*DATASET EXTRACT*.
_____

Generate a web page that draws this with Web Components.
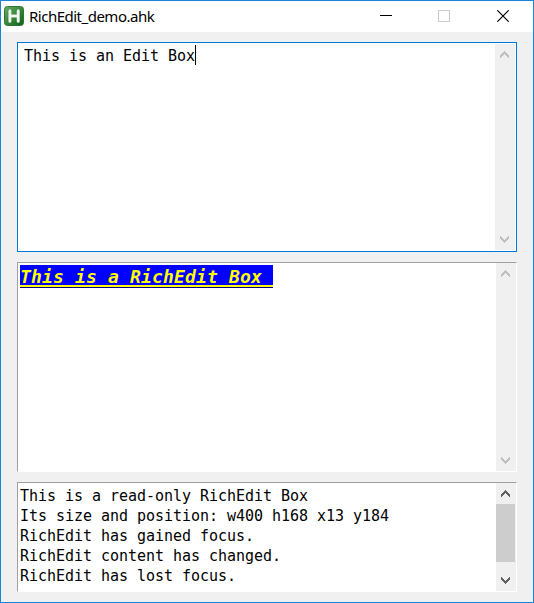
<!DOCTYPE html>
<html lang="en"><head><meta charset="utf-8"><title>RichEdit_demo.ahk</title>
<style>html,body{margin:0;height:100%;overflow:hidden}</style></head><body>
<demo-window>
  <title-bar slot="title">RichEdit_demo.ahk</title-bar>
  <text-box focused><edit-text>This is an Edit Box</edit-text></text-box>
  <text-box><rich-text>This is a RichEdit Box </rich-text></text-box>
  <text-box short active><log-text>This is a read-only RichEdit Box
Its size and position: w400 h168 x13 y184
RichEdit has gained focus.
RichEdit content has changed.
RichEdit has lost focus.</log-text></text-box>
</demo-window>
<script>
const define = (name, html) => customElements.define(name, class extends HTMLElement {
  constructor() { super(); this.attachShadow({mode: 'open'}).innerHTML = html; }
});

define('demo-window', `<style>
:host{display:flex;flex-direction:column;box-sizing:border-box;width:534px;height:603px;border:1px solid #1883d7;background:#f0f0f0}
main{display:flex;flex-direction:column;gap:10px;padding:10px 16px}
</style><slot name="title"></slot><main><slot></slot></main>`);

define('title-bar', `<style>
:host{display:flex;height:31px;background:#fff;color:#000;font:15px/31px "Noto Sans","Open Sans",sans-serif}
.logo{margin:5px 5px 0 3px;flex:none}
.name{flex:1;letter-spacing:-.5px;white-space:nowrap}
.buttons{display:flex;margin-right:1px}
.buttons svg{display:block;width:12px;height:12px;margin:9px 23px 0}
.buttons svg.max{margin-left:22px}
.buttons svg.min{margin-right:24px}
.buttons svg.max{margin-right:24px}
</style>
<svg class="logo" width="20" height="20" viewBox="0 0 20 20">
<defs><linearGradient id="g" x1="0" y1="0" x2="1" y2="1"><stop offset="0" stop-color="#67ad69"/><stop offset=".45" stop-color="#3d8d40"/><stop offset="1" stop-color="#0d5f14"/></linearGradient></defs>
<rect x=".5" y=".5" width="19" height="19" rx="3" fill="url(#g)" stroke="#2e7534"/>
<path d="M5.9 5V15.2M14.2 5V15.2M6 10H14" stroke="#174f1b" stroke-width="4.2" stroke-linecap="round" opacity=".3"/>
<path d="M5.9 4.8V15.2M14.2 4.8V15.2M6 10H14" stroke="#f0f5f0" stroke-width="3" stroke-linecap="round"/></svg>
<span class="name"><slot></slot></span>
<div class="buttons">
<svg class="min" viewBox="0 0 12 12"><path d="M0 5.5H12" stroke="#000"/></svg>
<svg class="max" viewBox="0 0 12 12"><rect x=".5" y=".5" width="11" height="11" fill="none" stroke="#ccc"/></svg>
<svg viewBox="0 0 12 12"><path d="M.3.3 11.7 11.7M11.7.3.3 11.7" stroke="#000" stroke-width="1.2"/></svg>
</div>`);

define('text-box', `<style>
:host{display:flex;box-sizing:border-box;width:500px;height:210px;background:#fff;border:1px solid #a0a0a0;border-right-color:#fff;border-bottom-color:#fff}
:host([short]){height:110px}
:host([focused]){border-color:#0078d7;padding:1px}
.content{flex:1;min-width:0}
</style><div class="content"><slot></slot></div><scroll-bar></scroll-bar>`);

customElements.define('scroll-bar', class extends HTMLElement {
  connectedCallback() {
    const host = this.getRootNode().host;
    const active = host.hasAttribute('active');
    this.attachShadow({mode: 'open'}).innerHTML = `<style>
:host{display:flex;flex-direction:column;width:20px;background:#f0f0f0;color:${active ? '#606060' : '#bfbfbf'}}
svg{display:block;width:9px;height:7px;margin:7px 0 7px 5px;fill:currentColor;flex:none}
.track{flex:1}
.thumb{width:19px;height:58px;background:#cdcdcd}
</style>
<svg viewBox="0 0 9 7" shape-rendering="crispEdges"><path d="M0 4H1V3H2V2H3V1H4V0H5V1H6V2H7V3H8V4H9V7H8V6H7V5H6V4H5V3H4V4H3V5H2V6H1V7H0Z"/></svg>
<div class="track">${active ? '<div class="thumb"></div>' : ''}</div>
<svg viewBox="0 0 9 7" shape-rendering="crispEdges"><path transform="matrix(1 0 0 -1 0 7)" d="M0 4H1V3H2V2H3V1H4V0H5V1H6V2H7V3H8V4H9V7H8V6H7V5H6V4H5V3H4V4H3V5H2V6H1V7H0Z"/></svg>`;
  }
});

define('edit-text', `<style>
:host{display:flex;padding:2px 0 0 5px;color:#000;font:15px/20px "DejaVu Sans Mono",monospace;letter-spacing:-.03px;white-space:pre}
i{width:1px;height:20px;margin-top:-1px;background:#000}
</style><slot></slot><i></i>`);
define('rich-text', `<style>
:host{display:block;padding:2px 0 0 2px}
span{display:block;box-sizing:border-box;width:253px;height:23px;background:linear-gradient(#00f 20px,#ff0 20px 22px,#000080 22px);color:#ff0;font:italic bold 18px/24px "DejaVu Sans Mono",monospace;letter-spacing:.16px;white-space:pre}
</style><span><slot></slot></span>`);
define('log-text', `<style>
:host{display:block;padding:3px 0 0 2px;color:#000;font:15px/20px "DejaVu Sans Mono",monospace;letter-spacing:-.03px;white-space:pre}
</style><slot></slot>`);
</script></body></html>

_____

*REQUEST*. Without the pictures, retype the whole of the material above exactly.

*REPLY*.
Generate a web page that draws this with Web Components.
<!DOCTYPE html>
<html lang="en"><head><meta charset="utf-8"><title>RichEdit_demo.ahk</title>
<style>html,body{margin:0;height:100%;overflow:hidden}</style></head><body>
<demo-window>
  <title-bar slot="title">RichEdit_demo.ahk</title-bar>
  <text-box focused><edit-text>This is an Edit Box</edit-text></text-box>
  <text-box><rich-text>This is a RichEdit Box </rich-text></text-box>
  <text-box short active><log-text>This is a read-only RichEdit Box
Its size and position: w400 h168 x13 y184
RichEdit has gained focus.
RichEdit content has changed.
RichEdit has lost focus.</log-text></text-box>
</demo-window>
<script>
const define = (name, html) => customElements.define(name, class extends HTMLElement {
  constructor() { super(); this.attachShadow({mode: 'open'}).innerHTML = html; }
});

define('demo-window', `<style>
:host{display:flex;flex-direction:column;box-sizing:border-box;width:534px;height:603px;border:1px solid #1883d7;background:#f0f0f0}
main{display:flex;flex-direction:column;gap:10px;padding:10px 16px}
</style><slot name="title"></slot><main><slot></slot></main>`);

define('title-bar', `<style>
:host{display:flex;height:31px;background:#fff;color:#000;font:15px/31px "Noto Sans","Open Sans",sans-serif}
.logo{margin:5px 5px 0 3px;flex:none}
.name{flex:1;letter-spacing:-.5px;white-space:nowrap}
.buttons{display:flex;margin-right:1px}
.buttons svg{display:block;width:12px;height:12px;margin:9px 23px 0}
.buttons svg.max{margin-left:22px}
.buttons svg.min{margin-right:24px}
.buttons svg.max{margin-right:24px}
</style>
<svg class="logo" width="20" height="20" viewBox="0 0 20 20">
<defs><linearGradient id="g" x1="0" y1="0" x2="1" y2="1"><stop offset="0" stop-color="#67ad69"/><stop offset=".45" stop-color="#3d8d40"/><stop offset="1" stop-color="#0d5f14"/></linearGradient></defs>
<rect x=".5" y=".5" width="19" height="19" rx="3" fill="url(#g)" stroke="#2e7534"/>
<path d="M5.9 5V15.2M14.2 5V15.2M6 10H14" stroke="#174f1b" stroke-width="4.2" stroke-linecap="round" opacity=".3"/>
<path d="M5.9 4.8V15.2M14.2 4.8V15.2M6 10H14" stroke="#f0f5f0" stroke-width="3" stroke-linecap="round"/></svg>
<span class="name"><slot></slot></span>
<div class="buttons">
<svg class="min" viewBox="0 0 12 12"><path d="M0 5.5H12" stroke="#000"/></svg>
<svg class="max" viewBox="0 0 12 12"><rect x=".5" y=".5" width="11" height="11" fill="none" stroke="#ccc"/></svg>
<svg viewBox="0 0 12 12"><path d="M.3.3 11.7 11.7M11.7.3.3 11.7" stroke="#000" stroke-width="1.2"/></svg>
</div>`);

define('text-box', `<style>
:host{display:flex;box-sizing:border-box;width:500px;height:210px;background:#fff;border:1px solid #a0a0a0;border-right-color:#fff;border-bottom-color:#fff}
:host([short]){height:110px}
:host([focused]){border-color:#0078d7;padding:1px}
.content{flex:1;min-width:0}
</style><div class="content"><slot></slot></div><scroll-bar></scroll-bar>`);

customElements.define('scroll-bar', class extends HTMLElement {
  connectedCallback() {
    const host = this.getRootNode().host;
    const active = host.hasAttribute('active');
    this.attachShadow({mode: 'open'}).innerHTML = `<style>
:host{display:flex;flex-direction:column;width:20px;background:#f0f0f0;color:${active ? '#606060' : '#bfbfbf'}}
svg{display:block;width:9px;height:7px;margin:7px 0 7px 5px;fill:currentColor;flex:none}
.track{flex:1}
.thumb{width:19px;height:58px;background:#cdcdcd}
</style>
<svg viewBox="0 0 9 7" shape-rendering="crispEdges"><path d="M0 4H1V3H2V2H3V1H4V0H5V1H6V2H7V3H8V4H9V7H8V6H7V5H6V4H5V3H4V4H3V5H2V6H1V7H0Z"/></svg>
<div class="track">${active ? '<div class="thumb"></div>' : ''}</div>
<svg viewBox="0 0 9 7" shape-rendering="crispEdges"><path transform="matrix(1 0 0 -1 0 7)" d="M0 4H1V3H2V2H3V1H4V0H5V1H6V2H7V3H8V4H9V7H8V6H7V5H6V4H5V3H4V4H3V5H2V6H1V7H0Z"/></svg>`;
  }
});

define('edit-text', `<style>
:host{display:flex;padding:2px 0 0 5px;color:#000;font:15px/20px "DejaVu Sans Mono",monospace;letter-spacing:-.03px;white-space:pre}
i{width:1px;height:20px;margin-top:-1px;background:#000}
</style><slot></slot><i></i>`);
define('rich-text', `<style>
:host{display:block;padding:2px 0 0 2px}
span{display:block;box-sizing:border-box;width:253px;height:23px;background:linear-gradient(#00f 20px,#ff0 20px 22px,#000080 22px);color:#ff0;font:italic bold 18px/24px "DejaVu Sans Mono",monospace;letter-spacing:.16px;white-space:pre}
</style><span><slot></slot></span>`);
define('log-text', `<style>
:host{display:block;padding:3px 0 0 2px;color:#000;font:15px/20px "DejaVu Sans Mono",monospace;letter-spacing:-.03px;white-space:pre}
</style><slot></slot>`);
</script></body></html>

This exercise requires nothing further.